>>>>>
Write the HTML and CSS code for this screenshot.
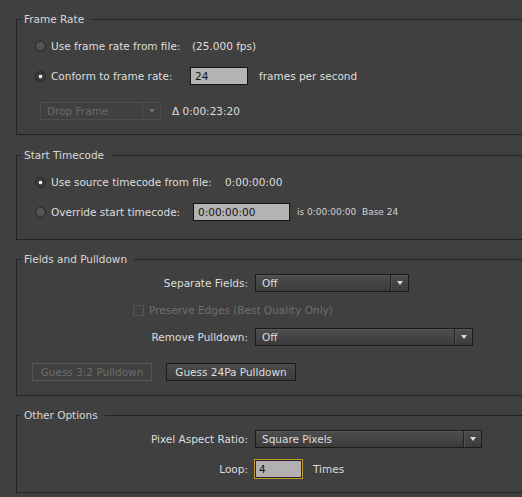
FILE: index.html
```html
<!DOCTYPE html>
<html>
<head>
<meta charset="utf-8">
<link rel="stylesheet" href="styles.css">
</head>
<body>
<div class="panel">
  <fieldset class="group g-frame">
    <legend>Frame Rate</legend>
    <div class="row radio-row r1">
      <span class="radio"></span>
      <span class="lbl w-fr">Use frame rate from file:</span>
      <span class="after-fps">(25.000 fps)</span>
    </div>
    <div class="row radio-row r2">
      <span class="radio on"></span>
      <span class="lbl w-fr">Conform to frame rate:</span>
      <span class="field w-rate">24</span>
      <span class="suffix">frames per second</span>
    </div>
    <div class="row drop-row">
      <span class="select disabled w-drop"><span class="sel-text">Drop Frame</span><span class="sel-btn"><span class="arrow"></span></span></span>
      <span class="delta">Δ 0:00:23:20</span>
    </div>
  </fieldset>

  <fieldset class="group g-start">
    <legend>Start Timecode</legend>
    <div class="row radio-row r1">
      <span class="radio on"></span>
      <span class="lbl w-src">Use source timecode from file:</span>
      <span>0:00:00:00</span>
    </div>
    <div class="row radio-row r2">
      <span class="radio"></span>
      <span class="lbl w-ovr">Override start timecode:</span>
      <span class="field w-tc">0:00:00:00</span>
      <span class="info">is 0:00:00:00&nbsp;&nbsp;Base 24</span>
    </div>
  </fieldset>

  <fieldset class="group g-fields">
    <legend>Fields and Pulldown</legend>
    <div class="form-row r1">
      <span class="form-label">Separate Fields:</span>
      <span class="select w-sep"><span class="sel-text">Off</span><span class="sel-btn"><span class="arrow"></span></span></span>
    </div>
    <div class="row check-row">
      <span class="checkbox"></span>
      <span class="muted">Preserve Edges (Best Quality Only)</span>
    </div>
    <div class="form-row r3">
      <span class="form-label">Remove Pulldown:</span>
      <span class="select w-rem"><span class="sel-text">Off</span><span class="sel-btn"><span class="arrow"></span></span></span>
    </div>
    <div class="row btn-row">
      <span class="btn disabled w-b1">Guess 3:2 Pulldown</span>
      <span class="btn w-b2">Guess 24Pa Pulldown</span>
    </div>
  </fieldset>

  <fieldset class="group g-other">
    <legend>Other Options</legend>
    <div class="form-row r1">
      <span class="form-label">Pixel Aspect Ratio:</span>
      <span class="select w-par"><span class="sel-text">Square Pixels</span><span class="sel-btn"><span class="arrow"></span></span></span>
    </div>
    <div class="form-row loop-row">
      <span class="form-label">Loop:</span>
      <span class="loop-wrap">
        <span class="field focus w-loop">4</span>
        <span class="suffix-times">Times</span>
      </span>
    </div>
  </fieldset>
</div>
</body>
</html>
```

FILE: styles.css
```css
html, body {
  margin: 0;
  padding: 0;
}
body {
  width: 522px;
  height: 497px;
  overflow: hidden;
  background: #404040;
  font-family: "DejaVu Sans", "Liberation Sans", sans-serif;
  font-size: 10.5px;
  color: #dedede;
}
.panel {
  padding-top: 13px;
}
.group {
  margin: 0 -20px 0 16px;
  padding: 0;
  border: 1px solid #232323;
  border-right: none;
  min-width: 0;
}
.group legend {
  margin-left: 4px;
  padding: 0 7px 0 3px;
  height: 13px;
  line-height: 13px;
  color: #d8d8d8;
}
.g-frame { padding: 11px 0 14px; }
.g-start { margin-top: 14px; padding: 11px 0 18px; }
.g-fields { margin-top: 13px; padding: 8px 0 14px; }
.g-other { margin-top: 13px; padding: 8px 0 13px; }

.row {
  display: flex;
  align-items: center;
  height: 18px;
  white-space: nowrap;
}
.radio-row { padding-left: 18px; }
.radio-row.r2 { margin-top: 12px; }
.g-frame .drop-row { margin-top: 17px; padding-left: 23px; }

.radio {
  width: 9px;
  height: 9px;
  border: 1px solid #262626;
  border-radius: 50%;
  background: linear-gradient(#5c5c5c, #4a4a4a);
  margin-right: 5px;
  flex: none;
}
.radio.on {
  background: radial-gradient(circle, #ececec 0 1.4px, #3b3b3b 2.2px);
}
.lbl { flex: none; }
.w-fr { width: 139px; }
.w-src { width: 174px; }
.w-ovr { width: 142px; }
.after-fps { padding-left: 2px; }

.field {
  box-sizing: border-box;
  height: 18px;
  line-height: 16px;
  padding-left: 4px;
  background: #b4b4b4;
  border: 1px solid #161616;
  color: #151515;
  flex: none;
}
.w-rate { width: 58px; }
.w-tc { width: 97px; }
.suffix { margin-left: 11px; }
.info { margin-left: 7px; font-size: 9px; color: #d2d2d2; }

.select {
  box-sizing: border-box;
  display: flex;
  height: 18px;
  border: 1px solid #1b1b1b;
  background: linear-gradient(#4e4e4e, #3b3b3b);
  box-shadow: inset 0 1px 0 #575757;
  color: #dedede;
  flex: none;
}
.sel-text {
  flex: 1;
  line-height: 16px;
  padding-left: 6px;
}
.sel-btn {
  width: 17px;
  border-left: 1px solid #242424;
  box-shadow: inset 1px 0 0 #505050;
  display: flex;
  align-items: center;
  justify-content: center;
}
.arrow {
  width: 0;
  height: 0;
  border-left: 3.5px solid transparent;
  border-right: 3.5px solid transparent;
  border-top: 4px solid #dcdcdc;
}
.select.disabled {
  background: #404040;
  border-color: #4d4d4d;
  box-shadow: none;
  color: #696969;
}
.select.disabled .sel-btn {
  border-left-color: #4d4d4d;
  box-shadow: none;
}
.select.disabled .arrow { border-top-color: #6a6a6a; }
.w-drop { width: 121px; }
.delta { margin-left: 11px; }

.form-row {
  display: grid;
  grid-template-columns: 231px auto;
  column-gap: 7px;
  align-items: center;
  height: 18px;
  white-space: nowrap;
}
.form-label { text-align: right; }
.w-sep { width: 154px; }
.w-rem { width: 218px; }
.w-par { width: 227px; }
.g-fields .r3 { margin-top: 9px; }

.check-row { margin-top: 9px; padding-left: 116px; }
.checkbox {
  box-sizing: border-box;
  width: 11px;
  height: 11px;
  border: 1px solid #555;
  margin-right: 5px;
}
.muted { color: #6f6f6f; }

.btn-row { margin-top: 17px; padding-left: 15px; }
.btn {
  box-sizing: border-box;
  height: 18px;
  line-height: 16px;
  text-align: center;
  border: 1px solid #1b1b1b;
  background: linear-gradient(#4a4a4a, #3d3d3d);
  color: #dedede;
  flex: none;
}
.btn.disabled {
  background: #404040;
  border-color: #545454;
  color: #6c6c6c;
}
.w-b1 { width: 120px; }
.w-b2 { width: 130px; margin-left: 14px; }

.loop-row { margin-top: 11px; height: 20px; }
.loop-wrap { display: flex; align-items: center; margin-left: -1px; }
.field.focus {
  height: 20px;
  line-height: 18px;
  border: 1px solid #c49b2d;
  box-shadow: inset 0 0 0 1px #262626;
  background: #b2b0b2;
}
.w-loop { width: 49px; }
.suffix-times { margin-left: 10px; }
```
<<<<<
Restate the full listing verbatim and drop every picture.

Write the HTML and CSS code for this screenshot.
FILE: index.html
```html
<!DOCTYPE html>
<html>
<head>
<meta charset="utf-8">
<link rel="stylesheet" href="styles.css">
</head>
<body>
<div class="panel">
  <fieldset class="group g-frame">
    <legend>Frame Rate</legend>
    <div class="row radio-row r1">
      <span class="radio"></span>
      <span class="lbl w-fr">Use frame rate from file:</span>
      <span class="after-fps">(25.000 fps)</span>
    </div>
    <div class="row radio-row r2">
      <span class="radio on"></span>
      <span class="lbl w-fr">Conform to frame rate:</span>
      <span class="field w-rate">24</span>
      <span class="suffix">frames per second</span>
    </div>
    <div class="row drop-row">
      <span class="select disabled w-drop"><span class="sel-text">Drop Frame</span><span class="sel-btn"><span class="arrow"></span></span></span>
      <span class="delta">Δ 0:00:23:20</span>
    </div>
  </fieldset>

  <fieldset class="group g-start">
    <legend>Start Timecode</legend>
    <div class="row radio-row r1">
      <span class="radio on"></span>
      <span class="lbl w-src">Use source timecode from file:</span>
      <span>0:00:00:00</span>
    </div>
    <div class="row radio-row r2">
      <span class="radio"></span>
      <span class="lbl w-ovr">Override start timecode:</span>
      <span class="field w-tc">0:00:00:00</span>
      <span class="info">is 0:00:00:00&nbsp;&nbsp;Base 24</span>
    </div>
  </fieldset>

  <fieldset class="group g-fields">
    <legend>Fields and Pulldown</legend>
    <div class="form-row r1">
      <span class="form-label">Separate Fields:</span>
      <span class="select w-sep"><span class="sel-text">Off</span><span class="sel-btn"><span class="arrow"></span></span></span>
    </div>
    <div class="row check-row">
      <span class="checkbox"></span>
      <span class="muted">Preserve Edges (Best Quality Only)</span>
    </div>
    <div class="form-row r3">
      <span class="form-label">Remove Pulldown:</span>
      <span class="select w-rem"><span class="sel-text">Off</span><span class="sel-btn"><span class="arrow"></span></span></span>
    </div>
    <div class="row btn-row">
      <span class="btn disabled w-b1">Guess 3:2 Pulldown</span>
      <span class="btn w-b2">Guess 24Pa Pulldown</span>
    </div>
  </fieldset>

  <fieldset class="group g-other">
    <legend>Other Options</legend>
    <div class="form-row r1">
      <span class="form-label">Pixel Aspect Ratio:</span>
      <span class="select w-par"><span class="sel-text">Square Pixels</span><span class="sel-btn"><span class="arrow"></span></span></span>
    </div>
    <div class="form-row loop-row">
      <span class="form-label">Loop:</span>
      <span class="loop-wrap">
        <span class="field focus w-loop">4</span>
        <span class="suffix-times">Times</span>
      </span>
    </div>
  </fieldset>
</div>
</body>
</html>
```

FILE: styles.css
```css
html, body {
  margin: 0;
  padding: 0;
}
body {
  width: 522px;
  height: 497px;
  overflow: hidden;
  background: #404040;
  font-family: "DejaVu Sans", "Liberation Sans", sans-serif;
  font-size: 10.5px;
  color: #dedede;
}
.panel {
  padding-top: 13px;
}
.group {
  margin: 0 -20px 0 16px;
  padding: 0;
  border: 1px solid #232323;
  border-right: none;
  min-width: 0;
}
.group legend {
  margin-left: 4px;
  padding: 0 7px 0 3px;
  height: 13px;
  line-height: 13px;
  color: #d8d8d8;
}
.g-frame { padding: 11px 0 14px; }
.g-start { margin-top: 14px; padding: 11px 0 18px; }
.g-fields { margin-top: 13px; padding: 8px 0 14px; }
.g-other { margin-top: 13px; padding: 8px 0 13px; }

.row {
  display: flex;
  align-items: center;
  height: 18px;
  white-space: nowrap;
}
.radio-row { padding-left: 18px; }
.radio-row.r2 { margin-top: 12px; }
.g-frame .drop-row { margin-top: 17px; padding-left: 23px; }

.radio {
  width: 9px;
  height: 9px;
  border: 1px solid #262626;
  border-radius: 50%;
  background: linear-gradient(#5c5c5c, #4a4a4a);
  margin-right: 5px;
  flex: none;
}
.radio.on {
  background: radial-gradient(circle, #ececec 0 1.4px, #3b3b3b 2.2px);
}
.lbl { flex: none; }
.w-fr { width: 139px; }
.w-src { width: 174px; }
.w-ovr { width: 142px; }
.after-fps { padding-left: 2px; }

.field {
  box-sizing: border-box;
  height: 18px;
  line-height: 16px;
  padding-left: 4px;
  background: #b4b4b4;
  border: 1px solid #161616;
  color: #151515;
  flex: none;
}
.w-rate { width: 58px; }
.w-tc { width: 97px; }
.suffix { margin-left: 11px; }
.info { margin-left: 7px; font-size: 9px; color: #d2d2d2; }

.select {
  box-sizing: border-box;
  display: flex;
  height: 18px;
  border: 1px solid #1b1b1b;
  background: linear-gradient(#4e4e4e, #3b3b3b);
  box-shadow: inset 0 1px 0 #575757;
  color: #dedede;
  flex: none;
}
.sel-text {
  flex: 1;
  line-height: 16px;
  padding-left: 6px;
}
.sel-btn {
  width: 17px;
  border-left: 1px solid #242424;
  box-shadow: inset 1px 0 0 #505050;
  display: flex;
  align-items: center;
  justify-content: center;
}
.arrow {
  width: 0;
  height: 0;
  border-left: 3.5px solid transparent;
  border-right: 3.5px solid transparent;
  border-top: 4px solid #dcdcdc;
}
.select.disabled {
  background: #404040;
  border-color: #4d4d4d;
  box-shadow: none;
  color: #696969;
}
.select.disabled .sel-btn {
  border-left-color: #4d4d4d;
  box-shadow: none;
}
.select.disabled .arrow { border-top-color: #6a6a6a; }
.w-drop { width: 121px; }
.delta { margin-left: 11px; }

.form-row {
  display: grid;
  grid-template-columns: 231px auto;
  column-gap: 7px;
  align-items: center;
  height: 18px;
  white-space: nowrap;
}
.form-label { text-align: right; }
.w-sep { width: 154px; }
.w-rem { width: 218px; }
.w-par { width: 227px; }
.g-fields .r3 { margin-top: 9px; }

.check-row { margin-top: 9px; padding-left: 116px; }
.checkbox {
  box-sizing: border-box;
  width: 11px;
  height: 11px;
  border: 1px solid #555;
  margin-right: 5px;
}
.muted { color: #6f6f6f; }

.btn-row { margin-top: 17px; padding-left: 15px; }
.btn {
  box-sizing: border-box;
  height: 18px;
  line-height: 16px;
  text-align: center;
  border: 1px solid #1b1b1b;
  background: linear-gradient(#4a4a4a, #3d3d3d);
  color: #dedede;
  flex: none;
}
.btn.disabled {
  background: #404040;
  border-color: #545454;
  color: #6c6c6c;
}
.w-b1 { width: 120px; }
.w-b2 { width: 130px; margin-left: 14px; }

.loop-row { margin-top: 11px; height: 20px; }
.loop-wrap { display: flex; align-items: center; margin-left: -1px; }
.field.focus {
  height: 20px;
  line-height: 18px;
  border: 1px solid #c49b2d;
  box-shadow: inset 0 0 0 1px #262626;
  background: #b2b0b2;
}
.w-loop { width: 49px; }
.suffix-times { margin-left: 10px; }
```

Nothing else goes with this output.